Geoff Chappell - Software Analyst
The optional argument consists of whatever follows immediately within the same command-line token.
This option has no syntactic relations with other options: it does not override any; it is not incompatible with any; it has no prerequisites.
This option is handled entirely within CL. It generates nothing that passes to any compiler module.
However, the /Bk option may affect the -il option that CL anyway generates for the front-end, in-between and back-end compiler modules. Specifically, if the pathname argument is given, it becomes the -il argument.
Compilation of any one source file typically involves creation of some number of so-called intermediate files by one or another of the compiler modules, mostly to pass information from the front-end (C1 or C1XX) to the back-end (C2). Unlike object files however, they are not an end-product of compilation and are ordinarily deleted by CL once compilation completes (successfully or not).
The general plan is that the intermediate files for any one source file are all in the one directory and all have their names formed by appending a two-letter code to a common base. The directory and base, composed as a pathname, then make a naming pattern for the set of intermediate files that correspond to that one source file. Within this pattern, the compiler modules may create and use intermediate files as they see fit. CL’s role is just to establish the naming pattern, communicate it to each compiler module via the -il option, and to delete such intermediate files that CL anticipates may remain when the modules are all done.

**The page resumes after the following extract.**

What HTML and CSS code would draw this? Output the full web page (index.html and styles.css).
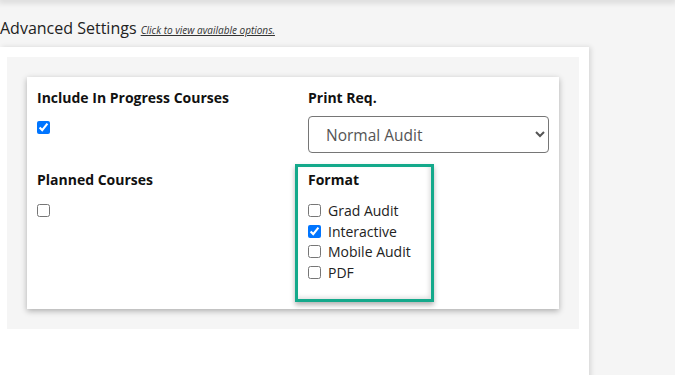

The two-letter codes that CL anticipates will be appended to the template are presently db, ex, gl, in, lk, md and sy.
The naming pattern that CL ordinarily computes for intermediate files and passes as the -il argument is
where tmp stands for whatever path is named by the TMP environment variable (defaulting in turn to tmp and the conjunctive backslash being omitted), and xxx and 00000 stand respectively for three lower-case letters and five decimal digits that CL generates more or less randomly.
The /Bk option directs that intermediate files be kept after compilation and allows specification of the naming pattern.
Use of /Bk with an argument affects the order in which CL executes compiler modules when building more than one source file. The usual order (enabled by /ZM, which is set as an initial option) is to execute the same compiler module for as many source files as possible before proceeding to another compiler module. This order requires a different naming pattern for each set of intermediate files. To provide /Bk with a pathname is to specify one naming pattern for all intermediate files. Each source file is therefore compiled to completion before proceeding to another source file (as if /ZM- were given). The intermediate files that are kept at the end of the build relate to the last C/C++ source file that was compiled.
For the work of /Bk but with the addition of suppressing the front-end C and C++ compilers, use the /BK option.